Bomberverbände flogen über Wenzendorf

Bomber der Alliierten zerstörten die Montagehallen und die Flugpiste endgültig bei einem zweiten Angriff am 31. Dezember 1944. Einen Bombenangriff in Wenzendorf hat Alfred Kruse nicht erlebt. Die Flugzeuge der Alliierten seien immer in Richtung Berlin über ihren Köpfen hinweggeflogen. "Die konnte man gar nicht zählen", sagt Kruse. So viele seien es gewesen.

Es sind die ganz subjektiven Eindrücke eines 17 Jahre alten Jungen, die Alfred Kruse im Gedächtnis haften geblieben sind. In dem Alter sind das natürlich Mädchen. Alfred Kruse bandelt in Wenzendorf mit holländischen jungen Frauen, etwa älter als er, an. Sie seien für Montagearbeiten beschäftigt gewesen. "Ich hatte einen guten Draht zu ihnen", schmunzelt er. Was Alfred Kruse nie vergessen wird: Die holländische Frauen schmuggeln ihn in eine Kinovorstellung auf dem Werksgelände. Ein Wanderkino, das mit Pferd und Wagen über das Land zieht, zeigt "Immensee" - ein Film, der wegen einer Badeszene erst ab 18 Jahren freigegeben ist. "Wer keine 18 war, durfte nicht ins Kino. Das war für mich natürlich ein Erlebnis", sagt Alfred Kruse.

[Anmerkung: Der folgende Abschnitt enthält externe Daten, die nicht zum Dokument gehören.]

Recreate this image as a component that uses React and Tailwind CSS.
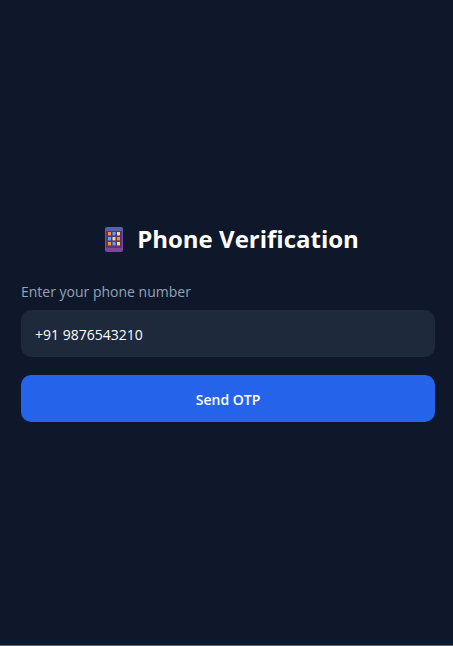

Von der Flugzeugproduktion sollen die Hilfsarbeiter von den Bauernhöfen möglichst wenig sehen. Alfred Kruse kann sich an die 10 000 Quadratmeter große Montagehalle erinnern, von der heute noch ein Foto existiert. "Ich war wissbegierig und habe versucht, in die Halle hineinzusehen." In solchen Momenten seien die Tore aber automatisch zugefahren worden.

Einmal schleicht sich der Junge, der gerne Pilot geworden wäre, in eine Halle hinein. Unter einer Plane abgedeckt steht ein Flugzeugrumpf. "Da habe ich kurz für mich allein Flugkapitän gespielt", weiß Alfred Kruse heute noch. In Erinnerung geblieben ist ihm auch noch die Milchsuppe in der Kantine, damals etwas Besonderes. Am Wachhaus habe es die Lebensmittelkarten gegeben. In den wenigen Wochen seines Arbeitsdienstes in Wenzendorf habe Alfred Kruse keine Kriegsgefangenen oder Zwangsarbeiter gesehen. Erst jetzt im Abendblatt habe er davon gelesen. Es gilt als sicher, dass Kriegesgefangene und Zwangsarbeiter in dem Flugzeugwerk zum Einsatz gekommen sind. Die Geschichtsforscher haben aber nicht viele Hinweise.

Alfred Kruse übernahm das Gasthaus der Eltern

Offen ist nach wie vor der Zweck von mindestens 50 Gebäuden, die seit Anfang 1940 gebaut und später zerstört worden sind. Bauunterlagen für diese Gebäude sind nicht vorhanden. Nach Kriegsende wurde Alfred Kruse Gastronom und Hotelier. Er übernahm das Gasthaus seiner Eltern, das seine Familie noch heute führt. Beinahe 30 Jahre lang gehörte Alfred Kruse dem Vorstand des Deutschen Hotel- und Gaststättenverbandes in Niedersachsen an. Für sein ehrenamtliches Engagement wurde Kruse vor acht Jahren mit dem Bundesverdienstkreuz ausgezeichnet.